Pages as source code
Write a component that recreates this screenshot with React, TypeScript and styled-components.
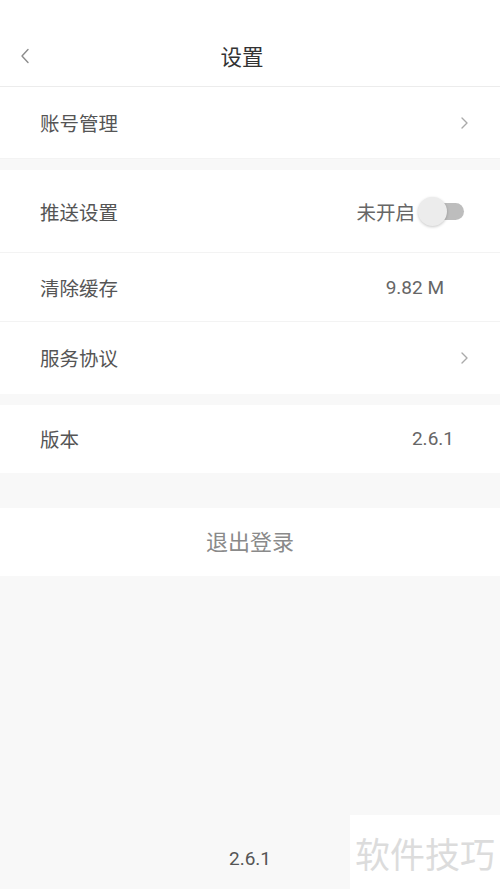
import styled, { createGlobalStyle } from 'styled-components';

const GlobalStyle = createGlobalStyle`
	html, body {
		margin: 0;
		padding: 0;
		background: #f8f8f8;
	}
	body {
		font-family: 'Noto Sans CJK SC', 'Noto Sans', Roboto, sans-serif;
	}
`;

const Page = styled.div`
	position: relative;
	display: flex;
	flex-direction: column;
	width: 500px;
	min-height: 889px;
	background: #f8f8f8;
	overflow: hidden;
`;

const Header = styled.header`
	position: relative;
	display: flex;
	align-items: center;
	justify-content: center;
	height: 86px;
	background: #fff;
	border-bottom: 1px solid #ececec;
`;

const BackButton = styled.button`
	position: absolute;
	left: 17px;
	top: 46px;
	display: flex;
	padding: 2px;
	border: 0;
	background: none;
`;

const Title = styled.h1`
	margin: 24px 16px 0 0;
	font-size: 21.5px;
	font-weight: 400;
	color: #333;
`;

const Group = styled.section<{ gap: number }>`
	margin-top: ${({ gap }) => gap}px;
	background: #fff;
`;

const Row = styled.div<{ h: number; last?: boolean }>`
	display: flex;
	align-items: center;
	height: ${({ h }) => h}px;
	padding: 0 30px 0 40px;
	border-bottom: 1px solid ${({ last }) => (last ? 'transparent' : '#f3f3f3')};
	box-sizing: border-box;
`;

const Label = styled.span`
	flex: 1;
	font-size: 19.5px;
	color: #555;
`;

const Value = styled.span<{ pad?: number }>`
	font-family: Roboto, 'Noto Sans CJK SC', sans-serif;
	font-size: 19px;
	color: #666;
	margin-right: ${({ pad }) => pad ?? 0}px;
`;

const Status = styled.span`
	font-size: 19.5px;
	color: #666;
	margin-right: 4px;
`;

const Track = styled.div`
	position: relative;
	width: 45px;
	height: 17px;
	margin-right: 6px;
	border-radius: 9px;
	background: #bdbdbd;
`;

const Knob = styled.div`
	position: absolute;
	left: -1px;
	top: -6px;
	width: 29px;
	height: 29px;
	border-radius: 50%;
	background: #ececec;
	box-shadow: 0 1px 3px rgba(0, 0, 0, 0.22);
`;

const LogoutRow = styled.button`
	display: flex;
	align-items: center;
	justify-content: center;
	width: 100%;
	height: 68px;
	margin-top: 35px;
	padding: 0 0 5px;
	border: 0;
	background: #fff;
	font-family: 'Noto Sans CJK SC', sans-serif;
	font-size: 22px;
	color: #8a8a8a;
`;

const Footer = styled.footer`
	margin-top: auto;
	padding-bottom: 19px;
	text-align: center;
	font-family: Roboto, sans-serif;
	font-size: 19px;
	color: #555;
`;

const Watermark = styled.div`
	position: absolute;
	right: 0;
	bottom: 0;
	width: 150px;
	height: 74px;
	display: flex;
	align-items: center;
	justify-content: center;
	background: #fff;
	font-size: 35px;
	color: #dcdcdc;
`;

const Chevron = ({ left }: { left?: boolean }) => (
	<svg width="12" height="16" viewBox="0 0 12 16" fill="none">
		<path
			d={left ? 'M9 1.5 L3 8 L9 14.5' : 'M4 3 L9 8 L4 13'}
			stroke={left ? '#8c8c8c' : '#aaa'}
			strokeWidth="1.4"
			strokeLinecap="round"
			strokeLinejoin="round"
		/>
	</svg>
);

const App = () => {
	return (
		<Page>
			<GlobalStyle />
			<Header>
				<BackButton>
					<Chevron left />
				</BackButton>
				<Title>设置</Title>
			</Header>

			<Group gap={0}>
				<Row h={72}>
					<Label>账号管理</Label>
					<Chevron />
				</Row>
			</Group>

			<Group gap={11}>
				<Row h={83}>
					<Label>推送设置</Label>
					<Status>未开启</Status>
					<Track>
						<Knob />
					</Track>
				</Row>
				<Row h={69}>
					<Label>清除缓存</Label>
					<Value pad={26}>9.82 M</Value>
				</Row>
				<Row h={72} last>
					<Label>服务协议</Label>
					<Chevron />
				</Row>
			</Group>

			<Group gap={11}>
				<Row h={68} last>
					<Label>版本</Label>
					<Value pad={16}>2.6.1</Value>
				</Row>
			</Group>

			<LogoutRow>退出登录</LogoutRow>

			<Footer>2.6.1</Footer>
			<Watermark>软件技巧</Watermark>
		</Page>
	);
};

export default App;
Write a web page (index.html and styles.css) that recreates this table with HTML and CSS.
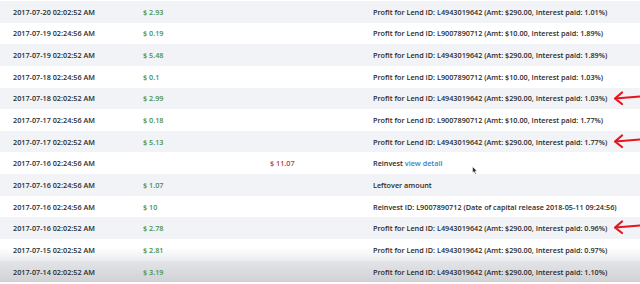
FILE: index.html
```html
<!DOCTYPE html>
<html>
<head>
<meta charset="utf-8">
<link rel="stylesheet" href="styles.css">
</head>
<body>
<div class="table">
  <div class="row odd"><span class="date">2017-07-20 02:02:52 AM</span><span class="in">$ 2.93</span><span class="out"></span><span class="desc">Profit for Lend ID: L4943019642 (Amt: $290.00, Interest paid: 1.01%)</span></div>
  <div class="row"><span class="date">2017-07-19 02:24:56 AM</span><span class="in">$ 0.19</span><span class="out"></span><span class="desc">Profit for Lend ID: L9007890712 (Amt: $10.00, Interest paid: 1.89%)</span></div>
  <div class="row odd"><span class="date">2017-07-19 02:02:52 AM</span><span class="in">$ 5.48</span><span class="out"></span><span class="desc">Profit for Lend ID: L4943019642 (Amt: $290.00, Interest paid: 1.89%)</span></div>
  <div class="row"><span class="date">2017-07-18 02:24:56 AM</span><span class="in">$ 0.1</span><span class="out"></span><span class="desc">Profit for Lend ID: L9007890712 (Amt: $10.00, Interest paid: 1.03%)</span></div>
  <div class="row odd"><span class="date">2017-07-18 02:02:52 AM</span><span class="in">$ 2.99</span><span class="out"></span><span class="desc">Profit for Lend ID: L4943019642 (Amt: $290.00, Interest paid: 1.03%)</span><svg class="arrow" width="26" height="14" viewBox="0 0 26 14"><path d="M1 7.5 L26 5.5 M8 1.5 L1 7.5 L8 13" fill="none" stroke="#e8141b" stroke-width="2.2" stroke-linecap="round" stroke-linejoin="round"/></svg></div>
  <div class="row"><span class="date">2017-07-17 02:24:56 AM</span><span class="in">$ 0.18</span><span class="out"></span><span class="desc">Profit for Lend ID: L9007890712 (Amt: $10.00, Interest paid: 1.77%)</span></div>
  <div class="row odd"><span class="date">2017-07-17 02:02:52 AM</span><span class="in">$ 5.13</span><span class="out"></span><span class="desc">Profit for Lend ID: L4943019642 (Amt: $290.00, Interest paid: 1.77%)</span><svg class="arrow" width="26" height="14" viewBox="0 0 26 14"><path d="M1 7.5 L26 5.5 M8 1.5 L1 7.5 L8 13" fill="none" stroke="#e8141b" stroke-width="2.2" stroke-linecap="round" stroke-linejoin="round"/></svg></div>
  <div class="row"><span class="date">2017-07-16 02:24:56 AM</span><span class="in"></span><span class="out">$ 11.07</span><span class="desc">Reinvest <a class="link">view detail</a></span></div>
  <div class="row odd"><span class="date">2017-07-16 02:24:56 AM</span><span class="in">$ 1.07</span><span class="out"></span><span class="desc">Leftover amount</span><svg class="cursor" width="6" height="9" viewBox="0 0 6 9"><path d="M0.5 0.5 L0.5 7 L2 5.6 L3.2 8.3 L4.2 7.8 L3 5.2 L5 5.2 Z" fill="#222" stroke="#fff" stroke-width="0.6"/></svg></div>
  <div class="row"><span class="date">2017-07-16 02:24:56 AM</span><span class="in">$ 10</span><span class="out"></span><span class="desc">Reinvest ID: L9007890712 (Date of capital release 2018-05-11 09:24:56)</span></div>
  <div class="row odd"><span class="date">2017-07-16 02:02:52 AM</span><span class="in">$ 2.78</span><span class="out"></span><span class="desc">Profit for Lend ID: L4943019642 (Amt: $290.00, Interest paid: 0.96%)</span><svg class="arrow" width="26" height="14" viewBox="0 0 26 14"><path d="M1 7.5 L26 5.5 M8 1.5 L1 7.5 L8 13" fill="none" stroke="#e8141b" stroke-width="2.2" stroke-linecap="round" stroke-linejoin="round"/></svg></div>
  <div class="row fade"><span class="date">2017-07-15 02:02:52 AM</span><span class="in">$ 2.81</span><span class="out"></span><span class="desc">Profit for Lend ID: L4943019642 (Amt: $290.00, Interest paid: 0.97%)</span></div>
  <div class="row last"><span class="date">2017-07-14 02:02:52 AM</span><span class="in">$ 3.19</span><span class="out"></span><span class="desc">Profit for Lend ID: L4943019642 (Amt: $290.00, Interest paid: 1.10%)</span></div>
</div>
</body>
</html>
```
FILE: styles.css
```css
html, body {
  margin: 0;
  padding: 0;
  background: #ffffff;
  overflow: hidden;
}
body {
  font-family: "Open Sans", "Liberation Sans", sans-serif;
  font-size: 7.25px;
  font-weight: 600;
  color: #2b2b2b;
}
.table {
  padding-top: 1px;
}
.row {
  position: relative;
  display: grid;
  grid-template-columns: 130px 127px 103px 1fr;
  align-items: center;
  height: 21.65px;
  padding-left: 13px;
  white-space: nowrap;
}
.row.odd {
  background: #f1f3f6;
}
.row.fade {
  background: linear-gradient(#ffffff 40%, #eaecef);
}
.row.last {
  background: linear-gradient(#e2e4e7, #d0d2d5);
}
.in {
  color: #4a914a;
  font-weight: 600;
}
.out {
  color: #b3404a;
  font-weight: 600;
}
.desc {
  color: #2b2b2b;
}
.link {
  color: #3b80c2;
}
.arrow {
  position: absolute;
  left: 614px;
  top: 3px;
}
.cursor {
  position: absolute;
  left: 472px;
  top: -8px;
}
```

• [Problem to solve]: Copy whichever lines in the listing above contain the word "this".

• [Answer]:
Write a component that recreates this screenshot with React, TypeScript and styled-components.
Write a web page (index.html and styles.css) that recreates this table with HTML and CSS.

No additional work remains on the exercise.